▸ **Prompt**
Please reproduce every record, keeping each one exactly as written.

--- start ---

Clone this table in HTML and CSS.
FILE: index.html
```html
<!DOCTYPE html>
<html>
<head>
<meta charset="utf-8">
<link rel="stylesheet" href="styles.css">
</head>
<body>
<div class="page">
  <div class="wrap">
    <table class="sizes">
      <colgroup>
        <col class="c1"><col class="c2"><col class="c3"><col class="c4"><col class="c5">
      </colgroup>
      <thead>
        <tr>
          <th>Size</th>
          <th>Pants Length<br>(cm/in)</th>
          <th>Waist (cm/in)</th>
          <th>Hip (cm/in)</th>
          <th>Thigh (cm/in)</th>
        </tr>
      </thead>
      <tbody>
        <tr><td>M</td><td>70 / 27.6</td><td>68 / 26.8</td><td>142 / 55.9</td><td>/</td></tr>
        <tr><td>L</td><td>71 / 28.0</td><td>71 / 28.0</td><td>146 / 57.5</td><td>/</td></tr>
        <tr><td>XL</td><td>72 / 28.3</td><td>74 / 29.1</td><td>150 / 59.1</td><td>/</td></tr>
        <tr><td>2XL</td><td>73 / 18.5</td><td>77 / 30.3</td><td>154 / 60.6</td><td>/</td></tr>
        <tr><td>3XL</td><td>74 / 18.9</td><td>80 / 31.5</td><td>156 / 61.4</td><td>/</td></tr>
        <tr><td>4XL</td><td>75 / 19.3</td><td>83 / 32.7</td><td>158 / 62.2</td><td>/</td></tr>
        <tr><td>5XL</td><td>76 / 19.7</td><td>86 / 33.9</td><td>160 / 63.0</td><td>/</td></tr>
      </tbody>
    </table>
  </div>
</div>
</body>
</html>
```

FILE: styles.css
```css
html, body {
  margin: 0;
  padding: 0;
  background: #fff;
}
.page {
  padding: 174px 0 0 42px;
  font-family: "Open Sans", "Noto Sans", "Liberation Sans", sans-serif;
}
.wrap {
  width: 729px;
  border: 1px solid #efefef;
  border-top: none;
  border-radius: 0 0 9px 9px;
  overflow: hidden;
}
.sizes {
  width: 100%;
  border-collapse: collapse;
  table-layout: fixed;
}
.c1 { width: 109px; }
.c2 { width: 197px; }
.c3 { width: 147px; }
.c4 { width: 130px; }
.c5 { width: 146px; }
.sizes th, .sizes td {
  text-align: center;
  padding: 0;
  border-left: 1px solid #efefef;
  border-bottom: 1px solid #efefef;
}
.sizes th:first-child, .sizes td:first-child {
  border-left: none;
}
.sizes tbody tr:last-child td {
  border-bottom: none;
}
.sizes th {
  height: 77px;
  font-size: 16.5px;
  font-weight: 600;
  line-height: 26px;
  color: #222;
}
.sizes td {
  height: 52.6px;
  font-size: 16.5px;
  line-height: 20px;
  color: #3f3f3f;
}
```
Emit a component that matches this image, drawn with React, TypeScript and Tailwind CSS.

--- end ---

▸ **Correct response**
Clone this table in HTML and CSS.
FILE: index.html
```html
<!DOCTYPE html>
<html>
<head>
<meta charset="utf-8">
<link rel="stylesheet" href="styles.css">
</head>
<body>
<div class="page">
  <div class="wrap">
    <table class="sizes">
      <colgroup>
        <col class="c1"><col class="c2"><col class="c3"><col class="c4"><col class="c5">
      </colgroup>
      <thead>
        <tr>
          <th>Size</th>
          <th>Pants Length<br>(cm/in)</th>
          <th>Waist (cm/in)</th>
          <th>Hip (cm/in)</th>
          <th>Thigh (cm/in)</th>
        </tr>
      </thead>
      <tbody>
        <tr><td>M</td><td>70 / 27.6</td><td>68 / 26.8</td><td>142 / 55.9</td><td>/</td></tr>
        <tr><td>L</td><td>71 / 28.0</td><td>71 / 28.0</td><td>146 / 57.5</td><td>/</td></tr>
        <tr><td>XL</td><td>72 / 28.3</td><td>74 / 29.1</td><td>150 / 59.1</td><td>/</td></tr>
        <tr><td>2XL</td><td>73 / 18.5</td><td>77 / 30.3</td><td>154 / 60.6</td><td>/</td></tr>
        <tr><td>3XL</td><td>74 / 18.9</td><td>80 / 31.5</td><td>156 / 61.4</td><td>/</td></tr>
        <tr><td>4XL</td><td>75 / 19.3</td><td>83 / 32.7</td><td>158 / 62.2</td><td>/</td></tr>
        <tr><td>5XL</td><td>76 / 19.7</td><td>86 / 33.9</td><td>160 / 63.0</td><td>/</td></tr>
      </tbody>
    </table>
  </div>
</div>
</body>
</html>
```

FILE: styles.css
```css
html, body {
  margin: 0;
  padding: 0;
  background: #fff;
}
.page {
  padding: 174px 0 0 42px;
  font-family: "Open Sans", "Noto Sans", "Liberation Sans", sans-serif;
}
.wrap {
  width: 729px;
  border: 1px solid #efefef;
  border-top: none;
  border-radius: 0 0 9px 9px;
  overflow: hidden;
}
.sizes {
  width: 100%;
  border-collapse: collapse;
  table-layout: fixed;
}
.c1 { width: 109px; }
.c2 { width: 197px; }
.c3 { width: 147px; }
.c4 { width: 130px; }
.c5 { width: 146px; }
.sizes th, .sizes td {
  text-align: center;
  padding: 0;
  border-left: 1px solid #efefef;
  border-bottom: 1px solid #efefef;
}
.sizes th:first-child, .sizes td:first-child {
  border-left: none;
}
.sizes tbody tr:last-child td {
  border-bottom: none;
}
.sizes th {
  height: 77px;
  font-size: 16.5px;
  font-weight: 600;
  line-height: 26px;
  color: #222;
}
.sizes td {
  height: 52.6px;
  font-size: 16.5px;
  line-height: 20px;
  color: #3f3f3f;
}
```
Emit a component that matches this image, drawn with React, TypeScript and Tailwind CSS.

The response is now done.